Considering that the entire population of Myanmar, save the Tatmadaw and its shills, are now effectively prisoners to a politics anathema to all ordinary citizens, here’s an update.
The army are inveigling and paying villagers and retired military personnel to go and batter anti-coup protesters, in a darkly satirical take on astroturfing straight out of the special playbook run by cash-rich demagogues controlling billions of dollars in illegal and legal assets.
Here’s what one well-connected Maqshosh contact, who did not wish to be identified for obvious reasons, told us about the so-called ‘counter-protesters’: ‘These are paid thugs. In some cases they are villagers who have no idea what they are being hired to do. They’re told they’re going to dance rehearsals or a religious ceremony and aren’t told what they’re really doing until they get to the city. In one case, when they found out, some got really embarrassed and started crying.
‘One dropped his ledger, where there is a list of items and rewards. It says if they use a knife they get 20,000 Kyat (US$15), for a slingshot they get 10,000 Kyat, and stone-throwers get 7,000 Kyat if they’re male and 6,000 if they’re female.’
The contact also told us how the citizenry in his town found out that many of the ‘police’ engaged in the crackdown were in fact army. ‘My friend runs a clinic. One policeman came in with an injury but when he was asked to take his shoes off he refused. Everyone here knows that this is an odd thing about the Tatmadaw. They have a rule that no soldier is allowed to take his or her shoes off in this way. It was obvious who he was, and both he and my friend knew it.’
The most salient point about the Tatmadaw is that they are zero-per-cent accountable. When the army ceded power in 2011, they didn’t really cede power. It was an illusion all along. Aung San Suu Kyi’s National League for Democracy party swept the election but could not change the constitution, which allowed the army control over the key state institutions that are normally the most immediate target of any power-crazed demagogue: the interior ministry, the foreign ministry, and the defence ministry. With these in your pocket, you’re free to use the army as an enormous cash-generation machine. It can override the will of anybody and it’s beyond control. The problem is that the zygotes of evil in the Tatmadaw are a- and immoral. They are in a zone where ethics and humanity, those bothersome impediments to accruing insane wealth, do not intrude. ‘It’s a tree? A woman? An endangered animal? A child? A plot of land belonging to someone else? Sell it. Kill anyone who objects. What’s that? Villagers in the way of the gas pipeline? Well, don’t just stand there, enslave them, raze their villages, and use them to clear the jungle for the rest of the pipeline! Muslims, eh? Kill them. Kill them all if you can.’

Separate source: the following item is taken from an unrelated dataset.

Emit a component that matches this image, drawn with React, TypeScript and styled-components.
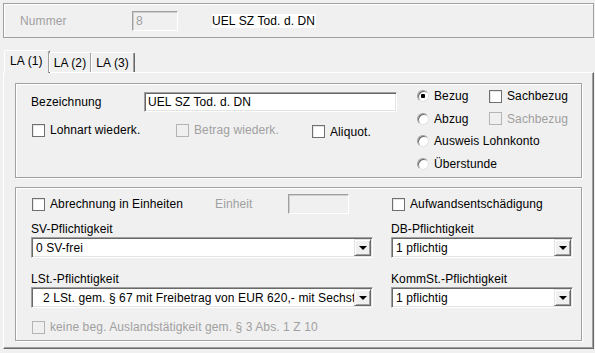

The deal made back in 2011 was the only one on the table, everyone knew that, but it was in fact a hospital pass for the NLD, hobbled by the rampant national asset-stripping on which the Tatmadaw had by then gotten a monopoly. They controlled the arms trade, the oil and gas industries, the logging, the jade and gemstone mining, and much else besides. The Tatmadaw have in the past been so out of control that they shipped in missile and nuclear technology from their mates in North Korea. They have raped their own citizens, enslaved others, machine-gunned villagers, burned whole communities to the ground.
The Tatmadaw, with their entourages and their fat American SUVs and their disgusting wedding-cake houses, are irredeemably, unremittingly evil. They are not in any way a force for good in any universe. They reap money, and they sow death, destruction, humiliation, genocide, indiscriminate violence.
They continue to make billions of illegal dollars, launder and reinvest them through their friends in Singapore (also a key jump-off point for the North Koreans), and are so rich that in-country delights are not upscale enough for them anymore and they are required to seek titillation outside the region in destinations to which they can afford to travel by chartered jet.
So, if you’re looking for evidence that having an army outside political control and operating thereby with total impunity is in any way a good thing, you are not going to find it in Myanmar.
There is a very good argument to be made for this: If the Tatmadaw are allowed to get away with this iniquity, unpunished, what hope have we for an equitable world? It’s the victory of the thug-oligarchy. We’re all going to be serfs again, if they have their way. Their reign is a prima facie outrage, an ice pick in the heart of Justice.
Don’t be fooled by media images of ‘pro-coup’ protesters. No one supports the coup. Army pensioners and poverty-stricken villagers are a reliable enough source of manpower for the Tatmadaw, though. They’re biddable. Cracking a few anti-coup heads for cash is easy money for those who have no other means of supporting wives made redundant from Covid-affected garment factories. The army, who never say no to a bit of cosplay, are donning police uniforms and getting into the action. And they’re ready to do whatever China says.